Restate the span of lines that starts with the line containing "Write the React" and ends with the line containing "import React from 'react';", word for word, including both, with nothing else.

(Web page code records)
● ● ●

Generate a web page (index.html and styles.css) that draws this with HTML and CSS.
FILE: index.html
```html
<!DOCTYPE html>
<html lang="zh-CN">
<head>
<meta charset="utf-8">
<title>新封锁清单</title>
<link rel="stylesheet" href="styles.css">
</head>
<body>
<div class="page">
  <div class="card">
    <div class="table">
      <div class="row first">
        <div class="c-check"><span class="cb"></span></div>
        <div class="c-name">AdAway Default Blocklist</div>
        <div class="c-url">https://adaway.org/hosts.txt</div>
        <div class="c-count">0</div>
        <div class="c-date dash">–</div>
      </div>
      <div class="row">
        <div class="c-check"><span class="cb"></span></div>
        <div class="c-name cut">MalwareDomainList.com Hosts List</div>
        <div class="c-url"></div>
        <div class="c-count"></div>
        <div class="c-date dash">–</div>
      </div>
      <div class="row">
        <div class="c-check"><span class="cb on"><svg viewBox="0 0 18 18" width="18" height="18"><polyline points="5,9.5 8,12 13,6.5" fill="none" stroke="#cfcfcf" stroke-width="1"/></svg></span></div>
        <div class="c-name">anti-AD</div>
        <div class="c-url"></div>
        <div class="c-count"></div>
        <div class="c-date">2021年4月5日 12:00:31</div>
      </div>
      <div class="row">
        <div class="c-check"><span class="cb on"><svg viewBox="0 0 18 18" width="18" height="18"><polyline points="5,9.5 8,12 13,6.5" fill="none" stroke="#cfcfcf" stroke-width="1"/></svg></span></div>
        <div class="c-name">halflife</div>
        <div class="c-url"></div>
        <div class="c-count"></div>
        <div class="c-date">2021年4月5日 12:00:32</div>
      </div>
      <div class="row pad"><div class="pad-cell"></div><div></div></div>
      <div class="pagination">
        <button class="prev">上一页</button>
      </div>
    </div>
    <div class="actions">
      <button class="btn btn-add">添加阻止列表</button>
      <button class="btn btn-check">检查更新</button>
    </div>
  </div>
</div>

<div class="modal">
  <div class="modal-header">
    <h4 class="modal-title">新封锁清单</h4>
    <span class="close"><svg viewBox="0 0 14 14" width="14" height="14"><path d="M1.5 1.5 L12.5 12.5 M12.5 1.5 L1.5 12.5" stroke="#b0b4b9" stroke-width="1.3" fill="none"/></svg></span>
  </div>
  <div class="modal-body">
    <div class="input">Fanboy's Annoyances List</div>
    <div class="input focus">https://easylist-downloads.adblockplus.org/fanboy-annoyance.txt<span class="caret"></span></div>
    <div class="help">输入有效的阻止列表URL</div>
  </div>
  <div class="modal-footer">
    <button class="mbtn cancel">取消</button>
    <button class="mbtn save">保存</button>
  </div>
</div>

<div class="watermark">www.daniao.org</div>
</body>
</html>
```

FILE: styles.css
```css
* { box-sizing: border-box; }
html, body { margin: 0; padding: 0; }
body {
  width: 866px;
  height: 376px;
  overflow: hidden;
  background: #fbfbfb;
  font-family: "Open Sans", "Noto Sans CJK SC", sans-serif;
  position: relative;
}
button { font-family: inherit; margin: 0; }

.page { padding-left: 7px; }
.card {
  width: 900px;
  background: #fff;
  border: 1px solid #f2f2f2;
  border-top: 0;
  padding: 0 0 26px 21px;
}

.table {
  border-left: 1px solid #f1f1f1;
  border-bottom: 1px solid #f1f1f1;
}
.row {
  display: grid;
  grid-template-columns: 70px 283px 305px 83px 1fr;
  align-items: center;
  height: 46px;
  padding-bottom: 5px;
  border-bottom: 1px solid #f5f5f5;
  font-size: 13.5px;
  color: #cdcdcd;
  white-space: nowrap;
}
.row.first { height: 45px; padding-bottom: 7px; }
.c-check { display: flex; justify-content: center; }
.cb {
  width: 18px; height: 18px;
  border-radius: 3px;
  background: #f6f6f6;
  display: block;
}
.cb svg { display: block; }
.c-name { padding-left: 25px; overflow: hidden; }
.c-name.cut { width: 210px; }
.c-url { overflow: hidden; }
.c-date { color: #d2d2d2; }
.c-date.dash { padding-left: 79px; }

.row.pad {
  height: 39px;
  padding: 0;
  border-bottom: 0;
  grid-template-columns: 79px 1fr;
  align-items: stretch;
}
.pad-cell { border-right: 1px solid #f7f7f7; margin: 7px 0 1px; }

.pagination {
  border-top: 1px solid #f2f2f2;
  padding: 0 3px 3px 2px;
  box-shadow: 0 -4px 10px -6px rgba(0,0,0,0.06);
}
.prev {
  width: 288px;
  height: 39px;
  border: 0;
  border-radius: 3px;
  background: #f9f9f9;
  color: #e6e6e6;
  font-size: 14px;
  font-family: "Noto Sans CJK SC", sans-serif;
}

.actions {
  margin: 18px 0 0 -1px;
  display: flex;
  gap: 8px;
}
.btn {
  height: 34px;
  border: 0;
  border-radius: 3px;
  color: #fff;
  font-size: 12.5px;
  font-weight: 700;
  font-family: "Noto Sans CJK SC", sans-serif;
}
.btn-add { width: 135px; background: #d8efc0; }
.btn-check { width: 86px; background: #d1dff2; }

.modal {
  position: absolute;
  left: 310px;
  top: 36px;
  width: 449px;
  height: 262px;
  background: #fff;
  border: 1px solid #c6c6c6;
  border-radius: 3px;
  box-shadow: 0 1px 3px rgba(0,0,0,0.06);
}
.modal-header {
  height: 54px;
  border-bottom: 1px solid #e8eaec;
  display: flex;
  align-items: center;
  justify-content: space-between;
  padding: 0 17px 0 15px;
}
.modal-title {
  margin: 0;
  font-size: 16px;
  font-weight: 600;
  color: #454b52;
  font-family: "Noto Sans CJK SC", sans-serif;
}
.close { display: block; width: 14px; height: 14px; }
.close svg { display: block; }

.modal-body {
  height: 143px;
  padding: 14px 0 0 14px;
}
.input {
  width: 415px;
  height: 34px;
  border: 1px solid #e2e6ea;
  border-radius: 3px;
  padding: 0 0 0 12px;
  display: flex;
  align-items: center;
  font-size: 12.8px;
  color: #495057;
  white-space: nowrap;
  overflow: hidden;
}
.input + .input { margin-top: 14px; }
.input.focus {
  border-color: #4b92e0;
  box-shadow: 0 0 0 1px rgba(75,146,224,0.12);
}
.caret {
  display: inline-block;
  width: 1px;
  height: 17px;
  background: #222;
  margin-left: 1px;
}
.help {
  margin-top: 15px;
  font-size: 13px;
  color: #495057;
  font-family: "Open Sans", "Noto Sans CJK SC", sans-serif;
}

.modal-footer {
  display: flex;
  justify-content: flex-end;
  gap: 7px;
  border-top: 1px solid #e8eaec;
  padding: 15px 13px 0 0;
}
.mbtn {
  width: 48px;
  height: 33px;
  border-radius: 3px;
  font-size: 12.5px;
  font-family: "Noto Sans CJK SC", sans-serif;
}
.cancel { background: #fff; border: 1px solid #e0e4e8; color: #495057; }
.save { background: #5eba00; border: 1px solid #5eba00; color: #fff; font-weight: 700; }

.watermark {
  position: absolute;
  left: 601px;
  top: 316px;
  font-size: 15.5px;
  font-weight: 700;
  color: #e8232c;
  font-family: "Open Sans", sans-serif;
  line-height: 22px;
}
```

● ● ●

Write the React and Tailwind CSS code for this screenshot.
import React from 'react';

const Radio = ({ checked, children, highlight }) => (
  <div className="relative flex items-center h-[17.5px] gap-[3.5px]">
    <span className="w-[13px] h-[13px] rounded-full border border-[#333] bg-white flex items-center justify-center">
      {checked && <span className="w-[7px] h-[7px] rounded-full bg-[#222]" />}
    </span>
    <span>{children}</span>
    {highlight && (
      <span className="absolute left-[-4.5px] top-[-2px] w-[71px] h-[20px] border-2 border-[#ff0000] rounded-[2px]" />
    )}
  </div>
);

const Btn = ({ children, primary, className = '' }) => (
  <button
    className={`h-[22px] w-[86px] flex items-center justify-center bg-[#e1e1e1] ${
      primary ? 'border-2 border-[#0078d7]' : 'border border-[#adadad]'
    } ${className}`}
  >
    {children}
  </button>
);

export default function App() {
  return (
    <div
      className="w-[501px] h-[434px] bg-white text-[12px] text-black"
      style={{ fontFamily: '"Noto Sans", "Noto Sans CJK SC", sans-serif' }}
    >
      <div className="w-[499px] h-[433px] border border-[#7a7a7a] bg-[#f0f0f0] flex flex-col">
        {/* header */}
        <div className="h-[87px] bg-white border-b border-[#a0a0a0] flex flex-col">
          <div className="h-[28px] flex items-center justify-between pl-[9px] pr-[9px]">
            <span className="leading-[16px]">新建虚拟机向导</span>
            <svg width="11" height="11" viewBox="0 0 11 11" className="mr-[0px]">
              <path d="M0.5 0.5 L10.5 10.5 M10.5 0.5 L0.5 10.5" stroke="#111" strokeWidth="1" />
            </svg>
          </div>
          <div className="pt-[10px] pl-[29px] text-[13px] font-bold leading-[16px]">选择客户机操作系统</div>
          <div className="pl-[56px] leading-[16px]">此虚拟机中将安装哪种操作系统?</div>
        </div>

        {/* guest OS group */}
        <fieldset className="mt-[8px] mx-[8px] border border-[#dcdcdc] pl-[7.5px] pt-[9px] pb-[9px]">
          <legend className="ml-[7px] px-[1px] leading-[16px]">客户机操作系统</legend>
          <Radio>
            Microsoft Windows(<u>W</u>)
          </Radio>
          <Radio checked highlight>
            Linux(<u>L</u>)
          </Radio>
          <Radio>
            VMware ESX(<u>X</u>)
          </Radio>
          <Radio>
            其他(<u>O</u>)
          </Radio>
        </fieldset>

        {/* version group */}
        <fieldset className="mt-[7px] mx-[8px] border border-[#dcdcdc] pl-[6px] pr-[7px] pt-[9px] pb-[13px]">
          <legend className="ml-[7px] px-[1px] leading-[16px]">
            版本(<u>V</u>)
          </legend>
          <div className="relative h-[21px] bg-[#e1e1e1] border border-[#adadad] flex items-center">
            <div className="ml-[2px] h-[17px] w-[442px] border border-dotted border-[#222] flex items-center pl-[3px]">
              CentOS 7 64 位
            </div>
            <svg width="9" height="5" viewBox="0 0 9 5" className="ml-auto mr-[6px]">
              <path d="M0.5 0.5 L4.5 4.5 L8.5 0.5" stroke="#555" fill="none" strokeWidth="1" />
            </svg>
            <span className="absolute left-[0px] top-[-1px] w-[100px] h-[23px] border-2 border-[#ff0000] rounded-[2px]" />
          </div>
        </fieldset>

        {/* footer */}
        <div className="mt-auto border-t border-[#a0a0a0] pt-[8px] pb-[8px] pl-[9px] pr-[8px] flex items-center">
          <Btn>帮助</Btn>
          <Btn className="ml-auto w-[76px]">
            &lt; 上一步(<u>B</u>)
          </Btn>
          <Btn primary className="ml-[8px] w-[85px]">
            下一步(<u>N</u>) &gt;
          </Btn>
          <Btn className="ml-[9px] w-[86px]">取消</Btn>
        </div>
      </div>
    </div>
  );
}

● ● ●

Answer to the problem:
Write the React and Tailwind CSS code for this screenshot.
import React from 'react';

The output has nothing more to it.